There have been no such dramas with the Reds.  Tommy John surgery took starter Edinson Volquez from them for the first two-thirds of the 2010 season, but he was back on the mound for the final two months and should be fine for the 2011 season.  He’ll be joined in the rotation by veteran Bronson Arroyo, Johnny Cueto and two from three young hurlers: Homer Bailey, Travis Wood and Mike Leake.  While Francisco Cordero may be in the flashy bullpen role as closer, the real attention-grabber is Cuban flame-thrower Aroldis Chapman who dazzled in his debut MLB season last year.  Reigning National League Most Valuable Player Joey Votto, Jay Bruce, Scott Rolen and Brandon Phillips form the core of an impressive batting lineup.

The Brewers carry some big bats as well, most notably in the aforementioned Prince Fielder, left-fielder Ryan Braun, right-fielder Corey Hart and second baseman Rickie Weeks, who flourished in 2010 when finally able to play an injury-free season.  Yovani Gallardo will lead the starting rotation at the start of the season while Greinke recovers from a rib injury.  John Axford looks set to continue as the Brewers’ closer after taking over the role during the 2010 season from legendary closer Trevor Hoffman, who retired in the offseason as the all-time saves leader.

The Cubs need left-fielder Alfonso Soriano and third baseman Aramis Ramirez to live up to their reputations and salaries this year if the team is to challenge for a playoff place.  They also need volatile starting pitcher Carlos Zambrano to continue his calm and collected ways from the tail-end of 2010.  Fans of exciting young shortstops should keep an eye on Starlin Castro.  He impressed as a rookie in 2010 and has star-potential.

Wandy Rodriguez and Brett Myers fron the Astros’ pitching staff, with left-fielder Carlos Lee, right-fielder Hunter Pence and the speedster centre-fielder Michael Bourne leading the offence.  Amid all the gloom in Pittsburgh, centre fielder Andrew McCutchen is the shining light.

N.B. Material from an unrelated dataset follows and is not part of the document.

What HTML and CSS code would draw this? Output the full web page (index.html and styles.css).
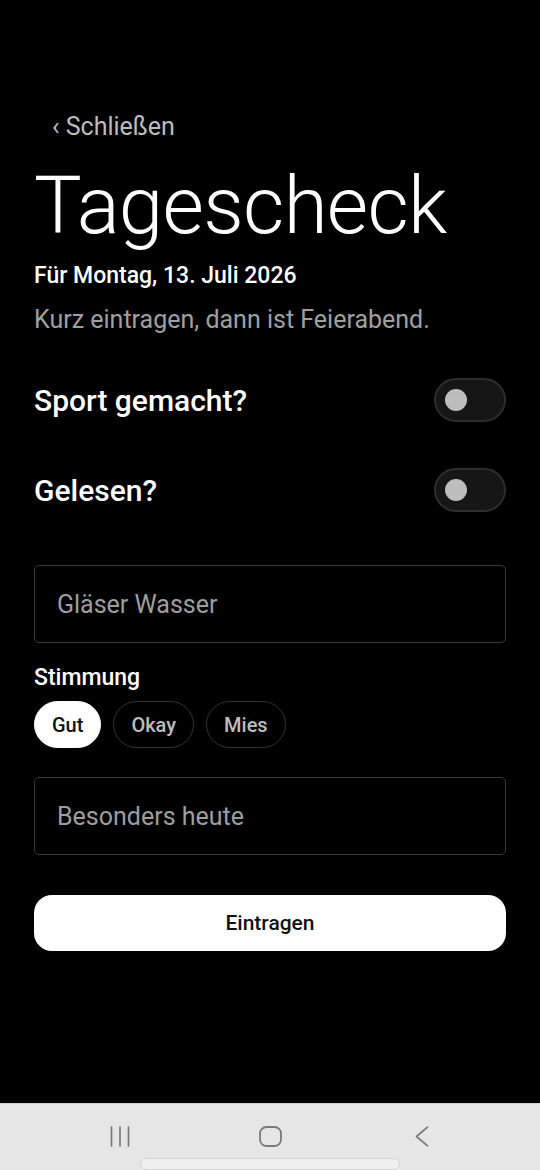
FILE: index.html
```html
<!DOCTYPE html>
<html lang="de">
<head>
    <meta charset="UTF-8">
    <meta name="viewport" content="width=device-width, initial-scale=1.0">
    <title>Tagescheck</title>
    <link rel="stylesheet" href="styles.css">
</head>
<body>
    <main class="page">
        <a class="close-link" href="#">‹ Schließen</a>
        <h1 class="title">Tagescheck</h1>
        <p class="date">Für Montag, 13. Juli 2026</p>
        <p class="subtitle">Kurz eintragen, dann ist Feierabend.</p>

        <div class="toggle-row">
            <span class="toggle-label">Sport gemacht?</span>
            <span class="switch"><span class="knob"></span></span>
        </div>
        <div class="toggle-row second">
            <span class="toggle-label">Gelesen?</span>
            <span class="switch"><span class="knob"></span></span>
        </div>

        <input class="field water" type="text" placeholder="Gläser Wasser">

        <div class="mood-label">Stimmung</div>
        <div class="chips">
            <button class="chip active">Gut</button>
            <button class="chip">Okay</button>
            <button class="chip">Mies</button>
        </div>

        <input class="field special" type="text" placeholder="Besonders heute">

        <button class="submit">Eintragen</button>
    </main>

    <nav class="system-nav">
        <div class="nav-icons">
            <svg class="icon-recent" width="20" height="21" viewBox="0 0 20 21">
                <path d="M1.5 1v19M10 1v19M18.5 1v19" stroke="#7a7a7a" stroke-width="1.7" stroke-linecap="round" fill="none"/>
            </svg>
            <svg class="icon-home" width="23" height="21" viewBox="0 0 23 21">
                <rect x="1" y="1" width="21" height="19" rx="6.5" stroke="#7a7a7a" stroke-width="1.8" fill="none"/>
            </svg>
            <svg class="icon-back" width="14" height="21" viewBox="0 0 14 21">
                <path d="M12.5 1.2L1.5 10.5l11 9.3" stroke="#7a7a7a" stroke-width="1.7" stroke-linecap="round" stroke-linejoin="round" fill="none"/>
            </svg>
        </div>
        <div class="handle"></div>
    </nav>
</body>
</html>
```

FILE: styles.css
```css
* {
    box-sizing: border-box;
}

html, body {
    margin: 0;
    padding: 0;
}

body {
    background: #000;
    color: #fff;
    font-family: Roboto, "Noto Sans", sans-serif;
    min-height: 100vh;
    display: flex;
    flex-direction: column;
}

.page {
    flex: 1;
    display: flex;
    flex-direction: column;
    padding: 112px 34px 0 34px;
}

.close-link {
    margin-left: 18px;
    font-size: 25px;
    line-height: 30px;
    color: #bdbdbd;
    text-decoration: none;
}

.title {
    margin: 24px 0 0 0;
    font-size: 80px;
    line-height: 80px;
    font-weight: 300;
    letter-spacing: -0.7px;
}

.date {
    margin: 16px 0 0 0;
    font-size: 23px;
    line-height: 27px;
    font-weight: 500;
}

.subtitle {
    margin: 16px 0 0 0;
    font-size: 25px;
    line-height: 30px;
    color: #a0a0a0;
}

.toggle-row {
    display: flex;
    align-items: center;
    justify-content: space-between;
    height: 44px;
    margin-top: 43px;
}

.toggle-row.second {
    margin-top: 46px;
}

.toggle-label {
    font-size: 30px;
    font-weight: 500;
}

.switch {
    width: 72px;
    height: 44px;
    border-radius: 22px;
    border: 2px solid #2e2e2e;
    background: #161616;
    display: flex;
    align-items: center;
    padding-left: 9px;
}

.knob {
    width: 22px;
    height: 22px;
    border-radius: 50%;
    background: #bdbdbd;
}

.field {
    display: block;
    width: 100%;
    height: 78px;
    margin: 0;
    padding: 0 22px;
    background: #000;
    border: 1px solid #383838;
    border-radius: 5px;
    font-family: Roboto, "Noto Sans", sans-serif;
    font-size: 25px;
    color: #fff;
    outline: none;
}

.field::placeholder {
    color: #9e9e9e;
}

.water {
    margin-top: 53px;
}

.mood-label {
    margin-top: 21px;
    font-size: 23px;
    line-height: 27px;
    font-weight: 500;
}

.chips {
    display: flex;
    gap: 12px;
    margin-top: 10px;
}

.chip {
    height: 47px;
    padding: 0 17px;
    border-radius: 24px;
    border: 1px solid #333;
    background: #000;
    color: #bdbdbd;
    font-family: Roboto, "Noto Sans", sans-serif;
    font-size: 20px;
    font-weight: 500;
}

.chip.active {
    background: #fff;
    border-color: #fff;
    color: #111;
}

.special {
    margin-top: 29px;
}

.submit {
    margin-top: 40px;
    height: 56px;
    width: 100%;
    border: none;
    border-radius: 18px;
    background: #fff;
    color: #111;
    font-family: Roboto, "Noto Sans", sans-serif;
    font-size: 21px;
    font-weight: 500;
}

.system-nav {
    height: 67px;
    background: #e6e6e6;
    border-top: 1px solid #cfcfcf;
    display: flex;
    flex-direction: column;
    align-items: center;
    overflow: hidden;
}

.nav-icons {
    display: flex;
    width: 100%;
    padding: 22px 0 0 110px;
    height: 43px;
}

.icon-home {
    margin-left: 129px;
}

.icon-back {
    margin-left: 133px;
}

.handle {
    margin-top: 11px;
    width: 260px;
    height: 20px;
    background: #efefef;
    border: 1px solid #d6d6d6;
    border-radius: 12px;
}
```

Left-fielder Jose Tabata, third baseman Pedro Alvarez and second baseman Neil Walker are other young players that may help the Pirates out of the mire in the next couple of years.


There has been a 50 per cent turnover in the NL Central managerial stakes.  Mike Quade took over in Chicago on an interim basis for the final 37 games of the 2010 season after Lou Piniella’s retirement and he is now in charge full-time.  Ron Roenicke makes his MLB managerial debut with the Brewers, while former Rockies manager Clint Hurdle is the new man at the helm in Pittsburgh.  Dusty Baker (Reds),  Tony La Russa (Cardinals) and Brad Mills (Astros) remain at their respective clubs.


Should be: Reds, Brewers, Cardinals

Could be: Cubs

Won’t be: Astros, Pirates.

The Reds remain strong and are the team to beat.  The Brewers have made some good additions, but the early loss of Greinke could hurt them in the end.  The Cardinals’ fortunes will depend on how they cope without Wainwright, while the Cubs could come into play if key players have strong years.